How to Avoid a Web Stock Scheme

Federal officials charged 11 longshoremen with orchestrating a $7 million online stock scam on Tuesday.

The defendants allegedly used more than 15 websites, including Facebook and Twitter, to promote penny stocks and then take advantage of increases in price and trading volume to turn a profit. The scheme, commonly referred to as a “pump-and-dump,” isn’t exactly a new trick, but the use of social media definitely helped the accused longshoremen cast a wider net.

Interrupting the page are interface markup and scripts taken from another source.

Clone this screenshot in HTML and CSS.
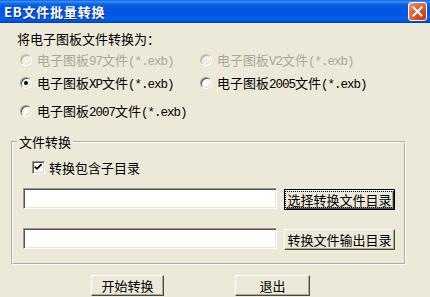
FILE: index.html
```html
<!DOCTYPE html>
<html lang="zh-CN">
<head>
<meta charset="utf-8">
<title>EB文件批量转换</title>
<link rel="stylesheet" href="styles.css">
</head>
<body>
<div class="window">
  <div class="titlebar">
    <span class="title">EB文件批量转换</span>
    <span class="close">
      <svg width="19" height="19" viewBox="0 0 19 19"><path d="M5.5 5.5 L13.5 13.5 M13.5 5.5 L5.5 13.5" stroke="#fff" stroke-width="2" stroke-linecap="square" fill="none"/></svg>
    </span>
  </div>
  <div class="content">
    <div class="prompt">将电子图板文件转换为：</div>
    <div class="options">
      <label class="opt disabled"><span class="radio"></span><span>电子图板<span class="lat">97</span>文件<span class="lat">(*.exb)</span></span></label>
      <label class="opt disabled"><span class="radio"></span><span>电子图板<span class="lat">V2</span>文件<span class="lat">(*.exb)</span></span></label>
      <label class="opt"><span class="radio checked"></span><span>电子图板<span class="lat">XP</span>文件<span class="lat">(*.exb)</span></span></label>
      <label class="opt"><span class="radio"></span><span>电子图板<span class="lat">2005</span>文件<span class="lat">(*.exb)</span></span></label>
      <label class="opt"><span class="radio"></span><span>电子图板<span class="lat">2007</span>文件<span class="lat">(*.exb)</span></span></label>
    </div>
    <fieldset class="group">
      <legend>文件转换</legend>
      <div class="check-row">
        <span class="checkbox"><svg width="11" height="11" viewBox="0 0 11 11"><path d="M1.8 4.6 L4 6.8 L8.6 2.2" stroke="#000" stroke-width="1.8" fill="none"/></svg></span>
        转换包含子目录
      </div>
      <div class="path-row">
        <div class="input"></div>
        <button class="btn wide focused"><span class="focus">选择转换文件目录</span></button>
      </div>
      <div class="path-row second">
        <div class="input"></div>
        <button class="btn wide">转换文件输出目录</button>
      </div>
    </fieldset>
    <div class="actions">
      <button class="btn start">开始转换</button>
      <button class="btn quit">退出</button>
    </div>
  </div>
</div>
</body>
</html>
```

FILE: styles.css
```css
html, body {
  margin: 0;
  padding: 0;
}
body {
  width: 430px;
  height: 297px;
  overflow: hidden;
  background: #ece9d8;
  font-family: "Noto Sans CJK SC", "Liberation Sans", sans-serif;
  font-size: 13px;
  line-height: 15px;
  color: #000;
}
.window {
  display: flex;
  flex-direction: column;
}
.titlebar {
  height: 23px;
  display: flex;
  align-items: center;
  justify-content: space-between;
  padding-left: 4px;
  background: linear-gradient(to bottom, #0a5ae0 0%, #3d8ff5 6%, #1f76ee 12%, #075fe4 22%, #0055e3 45%, #0058e8 65%, #0561ec 80%, #0354dc 92%, #003ea8 100%);
}
.title {
  color: #fff;
  font-weight: bold;
  font-size: 13px;
  text-shadow: 1px 1px 0 #0b2a8a;
  letter-spacing: 0.8px;
}
.close {
  width: 19px;
  height: 19px;
  margin-right: 3px;
  box-sizing: border-box;
  border: 1px solid #fff;
  border-radius: 3px;
  background: radial-gradient(circle at 85% 85%, #c43a10 0%, #dc5a2a 50%, #e88060 80%, #f4b8a0 100%);
  display: flex;
  align-items: center;
  justify-content: center;
}
.close svg {
  display: block;
  margin: -1px;
}
.content {
  padding: 8px 24px 0 11px;
  display: flex;
  flex-direction: column;
}
.prompt {
  margin-left: 6px;
  height: 15px;
}
.options {
  margin: 6px 0 0 9px;
  display: grid;
  grid-template-columns: 180px auto;
  grid-template-rows: 23px 28px 15px;
}
.opt {
  display: flex;
  align-items: flex-start;
  gap: 5px;
  height: 15px;
  white-space: nowrap;
}
.lat {
  font-family: "Liberation Mono", "DejaVu Sans Mono", monospace;
  font-size: 12.5px;
  letter-spacing: -1px;
}
.opt.disabled {
  color: #aca899;
}
.radio {
  flex: none;
  width: 12px;
  height: 12px;
  box-sizing: border-box;
  margin-top: 2px;
  border-radius: 50%;
  border: 1px solid;
  border-color: #9a988c #fff #fff #9a988c;
  box-shadow: inset 1px 1px 0 #55534a, inset -1px -1px 0 #d8d5c6;
  background: #fff;
  position: relative;
}
.opt.disabled .radio {
  background: #f2f0e6;
  border-color: #c4c2b6 #fff #fff #c4c2b6;
  box-shadow: inset 1px 1px 0 #b4b2a6, inset -1px -1px 0 #e4e2d6;
}
.radio.checked::after {
  content: "";
  position: absolute;
  left: 3px;
  top: 3px;
  width: 4px;
  height: 4px;
  border-radius: 50%;
  background: #000;
}
.group {
  margin: 16px 0 0 0;
  padding: 11px 0 13px 0;
  border: 2px groove #fff;
  min-width: 0;
}
.group legend {
  margin-left: 4px;
  padding: 0 2px;
  line-height: 15px;
}
.check-row {
  margin-left: 19px;
  height: 15px;
  display: flex;
  align-items: center;
  gap: 4px;
}
.checkbox {
  flex: none;
  width: 13px;
  height: 13px;
  box-sizing: border-box;
  border: 1px solid;
  border-color: #9a988c #fff #fff #9a988c;
  box-shadow: inset 1px 1px 0 #55534a, inset -1px -1px 0 #d8d5c6;
  background: #fff;
  display: flex;
  align-items: center;
  justify-content: center;
}
.checkbox svg {
  display: block;
}
.path-row {
  margin: 13px 0 0 10px;
  display: flex;
  align-items: flex-start;
  gap: 7px;
}
.path-row.second {
  margin-top: 18px;
}
.input {
  width: 254px;
  height: 21px;
  box-sizing: border-box;
  border: 1px solid;
  border-color: #9a988c #fff #fff #9a988c;
  box-shadow: inset 1px 1px 0 #55534a, inset -1px -1px 0 #ece9d8;
  background: #fff;
}
.btn {
  height: 21px;
  box-sizing: border-box;
  margin: 0;
  padding: 0;
  font: inherit;
  color: #000;
  background: #ece9d8;
  border: 1px solid;
  border-color: #fff #4a4840 #4a4840 #fff;
  box-shadow: inset -1px -1px 0 #aca899;
  display: flex;
  align-items: center;
  justify-content: center;
  white-space: nowrap;
}
.btn.wide {
  width: 111px;
  margin-top: 1px;
}
.btn.focused {
  border: 1px solid #000;
  box-shadow: inset 1px 1px 0 #fff, inset -1px -1px 0 #4a4840, inset -2px -2px 0 #aca899;
}
.focus {
  outline: 1px dotted #000;
  outline-offset: 0;
  line-height: 15px;
  padding: 0 1px;
}
.actions {
  margin: 10px 0 0 80px;
  display: flex;
  gap: 71px;
}
.btn.start {
  width: 73px;
}
.btn.quit {
  width: 75px;
}
```
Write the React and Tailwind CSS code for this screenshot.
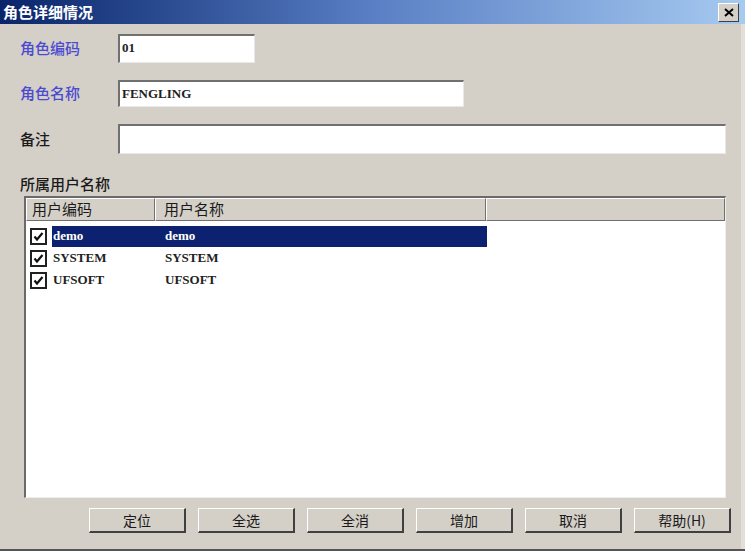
import React from 'react';

const users = [
  { code: 'demo', name: 'demo', selected: true },
  { code: 'SYSTEM', name: 'SYSTEM' },
  { code: 'UFSOFT', name: 'UFSOFT' },
];

const buttons = ['定位', '全选', '全消', '增加', '取消', '帮助(H)'];

const cjk = "font-['Noto_Sans_CJK_SC','Noto_Sans',sans-serif]";
const serif = "font-['Liberation_Serif','Noto_Sans_CJK_SC',serif]";

const CheckBox = () => (
  <div className="w-[17px] h-[17px] border-2 border-[#202020] bg-white flex items-center justify-center shrink-0">
    <svg width="11" height="11" viewBox="0 0 11 11">
      <path d="M1.5 5.5 L4 8.5 L9.5 2" fill="none" stroke="#101010" strokeWidth="2.2" />
    </svg>
  </div>
);

const Field = ({ label, blue, width, height, value }) => (
  <div className="flex items-center">
    <div className={`w-[118px] pl-[20px] text-[15px] font-medium ${cjk} ${blue ? 'text-[#4b4bd0]' : 'text-[#1a1a1a]'}`}>
      {label}
    </div>
    <div
      className={`${width} ${height} bg-white border-t-2 border-l-2 border-t-[#707070] border-l-[#707070] border-b border-r border-b-[#e8e8e8] border-r-[#e8e8e8] pl-[2px] pt-[2px] text-[13px] font-bold text-[#222] ${serif}`}
    >
      {value}
    </div>
  </div>
);

export default function App() {
  return (
    <div className="w-[745px] h-[551px] bg-[#d4d0c8] flex flex-col overflow-hidden border-b-2 border-b-[#555]">
      {/* title bar */}
      <div className="h-[24px] shrink-0 flex items-center justify-between pl-[3px] pr-[6px] bg-gradient-to-r from-[#0a246a] via-[#5a7fc4] to-[#a6caf0]">
        <span className={`text-white font-bold text-[15px] ${cjk}`}>角色详细情况</span>
        <div className="w-[21px] h-[19px] mt-[1px] bg-[#d4d0c8] border border-t-white border-l-white border-b-[#404040] border-r-[#404040] flex items-center justify-center">
          <svg width="10" height="9" viewBox="0 0 10 9">
            <path d="M1 1 L9 8 M9 1 L1 8" stroke="#000" strokeWidth="2" />
          </svg>
        </div>
      </div>

      <div className="flex-1 flex border-r-4 border-r-[#e2dfd8]">
        <div className="flex-1 flex flex-col pt-[10px]">
          <Field label="角色编码" blue width="w-[137px]" height="h-[29px]" value="01" />
          <div className="mt-[17px]">
            <Field label="角色名称" blue width="w-[346px]" height="h-[27px]" value="FENGLING" />
          </div>
          <div className="mt-[17px]">
            <Field label="备注" width="w-[608px]" height="h-[30px]" value="" />
          </div>

          <div className={`pl-[20px] mt-[20px] text-[15px] font-medium leading-[20px] text-[#1a1a1a] ${cjk}`}>所属用户名称</div>

          {/* list */}
          <div className="ml-[24px] mt-[2px] w-[702px] h-[302px] bg-white border-t-2 border-l-2 border-t-[#6a6a6a] border-l-[#6a6a6a] border-b border-r border-b-[#eeeeee] border-r-[#eeeeee] flex flex-col">
            <div className={`h-[23px] flex bg-[#d4d0c8] text-[15px] text-[#1a1a1a] ${cjk}`}>
              <div className="w-[129px] border border-t-white border-l-white border-b-[#707070] border-r-[#707070] pl-[5px] leading-[20px]">用户编码</div>
              <div className="w-[331px] border border-t-white border-l-white border-b-[#707070] border-r-[#707070] pl-[8px] leading-[20px]">用户名称</div>
              <div className="flex-1 border border-t-white border-l-white border-b-[#707070] border-r-[#707070]"></div>
            </div>
            <div className="pt-[4px] flex flex-col">
              {users.map((u) => (
                <div key={u.code} className="h-[22px] flex items-center">
                  <div className="w-[26px] pl-[4px] flex items-center">
                    <CheckBox />
                  </div>
                  <div
                    className={`h-[21px] w-[435px] flex items-center text-[13px] font-semibold ${serif} ${u.selected ? 'bg-[#0c2270] text-white' : 'text-[#222]'}`}
                  >
                    <span className="w-[113px] pl-[1px]">{u.code}</span>
                    <span>{u.name}</span>
                  </div>
                </div>
              ))}
            </div>
          </div>

          {/* buttons */}
          <div className="flex gap-[12px] pl-[89px] mt-[10px]">
            {buttons.map((b) => (
              <div
                key={b}
                className={`w-[97px] h-[25px] bg-[#d4d0c8] border-t border-l border-t-white border-l-white border-b-2 border-r-2 border-b-[#404040] border-r-[#404040] flex items-center justify-center text-[14px] text-[#1a1a1a] ${cjk}`}
              >
                {b}
              </div>
            ))}
          </div>
        </div>
      </div>
    </div>
  );
}
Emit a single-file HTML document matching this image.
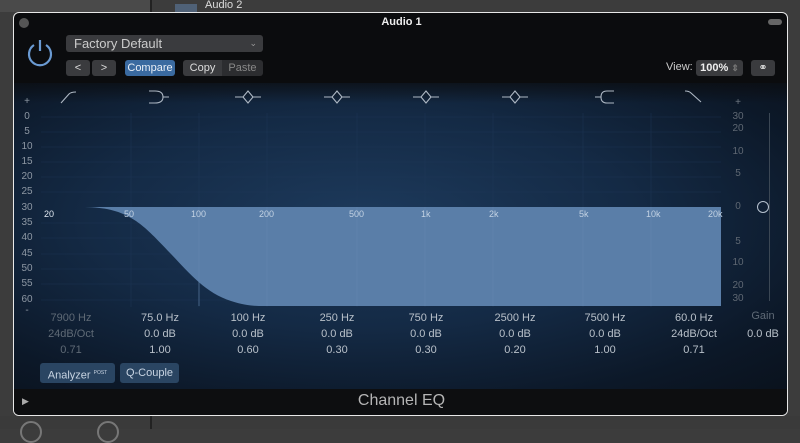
<!DOCTYPE html>
<html><head><style>
*{margin:0;padding:0;box-sizing:border-box}
body{width:800px;height:429px;overflow:hidden;background:#3c3c3c;font-family:"Liberation Sans",sans-serif;position:relative}
.a{position:absolute}
.t{position:absolute;white-space:nowrap}
.win{left:13px;top:12px;width:775px;height:404px;border:1.5px solid #e8e8e8;border-radius:6px;background:#0b0c0e;overflow:hidden}
.btn{position:absolute;background:#3a3b3e;border-radius:3px;color:#ddd;font-size:11px;text-align:center;line-height:16px}
.dl{font-size:10px;color:#8d97a3;width:20px;text-align:center}
.fl{font-size:9px;color:#c3d2e3}
.v{font-size:11px;color:#b8c0c9;width:80px;text-align:center}
</style></head><body>
<div class="a" style="left:0;top:0;width:150px;height:12px;background:#4a4a4a"></div>
<div class="t" style="left:205px;top:0;font-size:11px;color:#ddd;line-height:11px">Audio 2</div>
<div class="a" style="left:175px;top:4px;width:22px;height:8px;background:#4f6177"></div>
<div class="a" style="left:150px;top:0;width:2px;height:12px;background:#222"></div>
<div class="a" style="left:0;top:416px;width:800px;height:13px;background:#3a3a3a"></div>
<div class="a" style="left:150px;top:416px;width:2px;height:13px;background:#222"></div>
<div class="a" style="left:20px;top:421px;width:22px;height:22px;border-radius:50%;border:2px solid #777"></div>
<div class="a" style="left:97px;top:421px;width:22px;height:22px;border-radius:50%;border:2px solid #777"></div>

<div class="a win">
 <div class="a" style="left:0;top:70px;width:775px;height:306px;background:radial-gradient(ellipse at 45% 45%,#1d3a5c 0%,#142a45 45%,#0c1828 80%,#0a121d 100%)"></div>
 <div class="a" style="left:0;top:60px;width:775px;height:30px;background:linear-gradient(#0b0c0e,rgba(11,12,14,0))"></div>
 <div class="a" style="left:0;top:376px;width:775px;height:28px;background:#0d0e10"></div>
 <div class="t" style="left:0;width:775px;text-align:center;top:379px;font-size:16px;color:#b5b5b5">Channel EQ</div>
 <div class="t" style="left:8px;top:383px;font-size:9px;color:#aaa">▶</div>
 <div class="a" style="left:5px;top:5px;width:10px;height:10px;border-radius:50%;background:#555"></div>
 <div class="t" style="left:0;width:775px;text-align:center;top:3px;font-size:11px;color:#eee;font-weight:bold">Audio 1</div>
 <div class="a" style="left:754px;top:6px;width:14px;height:6px;border-radius:3px;background:#666"></div>
 <svg class="a" style="left:11px;top:24px" width="30" height="30" viewBox="0 0 30 30"><path d="M9 8 A11 11 0 1 0 21 8" fill="none" stroke="#6a9ad2" stroke-width="2.2"/><line x1="15" y1="3" x2="15" y2="14" stroke="#6a9ad2" stroke-width="2.2"/></svg>
 <div class="btn" style="left:52px;top:22px;width:197px;height:17px;text-align:left;padding-left:8px;font-size:13px;line-height:17px;color:#ccc">Factory Default<span style="position:absolute;right:6px;font-size:9px;color:#999">⌄</span></div>
 <div class="btn" style="left:52px;top:47px;width:24px">&lt;</div>
 <div class="btn" style="left:78px;top:47px;width:24px">&gt;</div>
 <div class="btn" style="left:111px;top:47px;width:50px;background:#3a6aa0;color:#e8eef6">Compare</div>
 <div class="btn" style="left:169px;top:47px;width:39px;border-radius:3px 0 0 3px">Copy</div>
 <div class="btn" style="left:208px;top:47px;width:41px;border-radius:0 3px 3px 0;background:#2c2d30;color:#888">Paste</div>
 <div class="t" style="left:652px;top:48px;font-size:11px;color:#ccc">View:</div>
 <div class="btn" style="left:682px;top:47px;width:47px;font-weight:bold;color:#eee">100% <span style="color:#777;font-size:9px">⇕</span></div>
 <div class="btn" style="left:737px;top:47px;width:24px;color:#ddd">⚭</div>

 <svg class="a" style="left:0;top:75px" width="775" height="20" stroke="#aeb8c4" stroke-width="1.1" fill="none">
  <path d="M47 15 L55 6 Q57 4 62 4"/>
  <path d="M135 3 L141 3 Q149 3 149 9 Q149 15 141 15 L135 15 M149 9 L155 9"/>
  <path d="M221 9 L229 9 L234 3 L239 9 L234 15 L229 9 M239 9 L247 9"/>
  <path d="M310 9 L318 9 L323 3 L328 9 L323 15 L318 9 M328 9 L336 9"/>
  <path d="M399 9 L407 9 L412 3 L417 9 L412 15 L407 9 M417 9 L425 9"/>
  <path d="M488 9 L496 9 L501 3 L506 9 L501 15 L496 9 M506 9 L514 9"/>
  <path d="M581 9 L587 9 Q587 3 593 3 L600 3 M587 9 Q587 15 593 15 L600 15"/>
  <path d="M671 3 Q675 3 677 5 L687 14"/>
 </svg>
 <svg class="a" style="left:27px;top:100px" width="680" height="194">
  <g stroke="#21395a" stroke-width="0.6" opacity="0.7">
   <line x1="0" y1="4" x2="680" y2="4"/><line x1="0" y1="19" x2="680" y2="19"/><line x1="0" y1="34" x2="680" y2="34"/><line x1="0" y1="49" x2="680" y2="49"/><line x1="0" y1="64" x2="680" y2="64"/><line x1="0" y1="79" x2="680" y2="79"/>
   <line x1="0" y1="110" x2="680" y2="110"/><line x1="0" y1="125" x2="680" y2="125"/><line x1="0" y1="141" x2="680" y2="141"/><line x1="0" y1="156" x2="680" y2="156"/><line x1="0" y1="171" x2="680" y2="171"/><line x1="0" y1="187" x2="680" y2="187"/>
   <line x1="90" y1="0" x2="90" y2="194"/><line x1="158" y1="0" x2="158" y2="194"/><line x1="226" y1="0" x2="226" y2="194"/><line x1="316" y1="0" x2="316" y2="194"/><line x1="384" y1="0" x2="384" y2="194"/><line x1="452" y1="0" x2="452" y2="194"/><line x1="542" y1="0" x2="542" y2="194"/><line x1="610" y1="0" x2="610" y2="194"/>
  </g>
  <path d="M0 94 L40 94 C65 94 80 98 95 108 C105 115 112 122 130 141 C150 162 165 180 190 188 C205 193 215 193 222 193 L680 193 L680 94 Z" fill="#5a7ea8"/>
  <g stroke="#6487af" stroke-width="0.6"><line x1="158" y1="94" x2="158" y2="193"/><line x1="226" y1="94" x2="226" y2="193"/><line x1="316" y1="94" x2="316" y2="193"/><line x1="384" y1="94" x2="384" y2="193"/><line x1="452" y1="94" x2="452" y2="193"/><line x1="542" y1="94" x2="542" y2="193"/><line x1="610" y1="94" x2="610" y2="193"/></g>
 </svg>
 <div class="t fl" style="left:30px;top:196px;color:#e0e8f0">20</div>
 <div class="t fl" style="left:110px;top:196px">50</div>
 <div class="t fl" style="left:177px;top:196px">100</div>
 <div class="t fl" style="left:245px;top:196px">200</div>
 <div class="t fl" style="left:335px;top:196px">500</div>
 <div class="t fl" style="left:407px;top:196px">1k</div>
 <div class="t fl" style="left:475px;top:196px">2k</div>
 <div class="t fl" style="left:565px;top:196px">5k</div>
 <div class="t fl" style="left:632px;top:196px">10k</div>
 <div class="t fl" style="left:694px;top:196px">20k</div>
 <div class="t dl" style="left:3px;top:83px">+</div>
 <div class="t dl" style="left:3px;top:98px">0</div><div class="t dl" style="left:3px;top:113px">5</div><div class="t dl" style="left:3px;top:128px">10</div><div class="t dl" style="left:3px;top:143px">15</div><div class="t dl" style="left:3px;top:158px">20</div><div class="t dl" style="left:3px;top:173px">25</div><div class="t dl" style="left:3px;top:189px">30</div><div class="t dl" style="left:3px;top:204px">35</div><div class="t dl" style="left:3px;top:219px">40</div><div class="t dl" style="left:3px;top:235px">45</div><div class="t dl" style="left:3px;top:250px">50</div><div class="t dl" style="left:3px;top:265px">55</div><div class="t dl" style="left:3px;top:281px">60</div><div class="t dl" style="left:3px;top:292px">-</div>
 <div class="t dl" style="left:714px;top:84px;color:#6f7883">+</div>
 <div class="t dl" style="left:714px;top:98px;color:#5e6772">30</div><div class="t dl" style="left:714px;top:110px;color:#5e6772">20</div><div class="t dl" style="left:714px;top:133px;color:#5e6772">10</div><div class="t dl" style="left:714px;top:155px;color:#5e6772">5</div><div class="t dl" style="left:714px;top:188px;color:#5e6772">0</div><div class="t dl" style="left:714px;top:223px;color:#5e6772">5</div><div class="t dl" style="left:714px;top:244px;color:#5e6772">10</div><div class="t dl" style="left:714px;top:267px;color:#5e6772">20</div><div class="t dl" style="left:714px;top:280px;color:#5e6772">30</div>
 <div class="a" style="left:755px;top:100px;width:1px;height:188px;background:#3b4754"></div>
 <div class="a" style="left:743px;top:188px;width:12px;height:12px;border-radius:50%;border:1.5px solid #b7c2cf"></div>
 <div class="t v" style="left:17px;top:299px;color:#5f6a76">7900 Hz</div><div class="t v" style="left:17px;top:315px;color:#5f6a76">24dB/Oct</div><div class="t v" style="left:17px;top:331px;color:#5f6a76">0.71</div>
 <div class="t v" style="left:106px;top:299px">75.0 Hz</div><div class="t v" style="left:106px;top:315px">0.0 dB</div><div class="t v" style="left:106px;top:331px">1.00</div>
 <div class="t v" style="left:194px;top:299px">100 Hz</div><div class="t v" style="left:194px;top:315px">0.0 dB</div><div class="t v" style="left:194px;top:331px">0.60</div>
 <div class="t v" style="left:283px;top:299px">250 Hz</div><div class="t v" style="left:283px;top:315px">0.0 dB</div><div class="t v" style="left:283px;top:331px">0.30</div>
 <div class="t v" style="left:372px;top:299px">750 Hz</div><div class="t v" style="left:372px;top:315px">0.0 dB</div><div class="t v" style="left:372px;top:331px">0.30</div>
 <div class="t v" style="left:461px;top:299px">2500 Hz</div><div class="t v" style="left:461px;top:315px">0.0 dB</div><div class="t v" style="left:461px;top:331px">0.20</div>
 <div class="t v" style="left:551px;top:299px">7500 Hz</div><div class="t v" style="left:551px;top:315px">0.0 dB</div><div class="t v" style="left:551px;top:331px">1.00</div>
 <div class="t v" style="left:640px;top:299px">60.0 Hz</div><div class="t v" style="left:640px;top:315px">24dB/Oct</div><div class="t v" style="left:640px;top:331px">0.71</div>
 <div class="t v" style="left:709px;top:297px;color:#5f6a76">Gain</div><div class="t v" style="left:709px;top:315px">0.0 dB</div>
 <div class="btn" style="left:26px;top:350px;width:75px;height:20px;line-height:20px;background:#2a4562;color:#c8d4e2">Analyzer <sup style="font-size:5px">POST</sup></div>
 <div class="btn" style="left:106px;top:350px;width:59px;height:20px;line-height:20px;background:#2a4562;color:#c8d4e2">Q-Couple</div>
</div>
</body></html>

“Social networks can spread a scam faster than typically in the past,” certified financial planner Katherine Holden says, adding that these networks, while not inherently the problem, allow scammers to sucker in their targets at a much faster pace. At the same time, information about a bogus deal also travels faster on such networks. Regardless, more people fall for the scam than you may think.

“People fall for this stuff for the same reason they buy lottery tickets,” Jim Heitman, a financial adviser with Compass Financial Planning, says. “Easy money sounds like, well, money that comes easy.“

How can the average person protect themselves from being enticed by similar schemes? MainStreet consulted experts affiliated with the National Association of Personal Financial Advisors to find out.

Be wary of making stock picks through social networking sites.


All stock suggestions should be handled with care. However, those obtained through social networks should inspire diligent fact-checking.

“Stock tips in 140 characters or less really should be viewed with suspicion, especially true if the stock price in pennies is less than the number of characters in the tweet,”  Heitman says.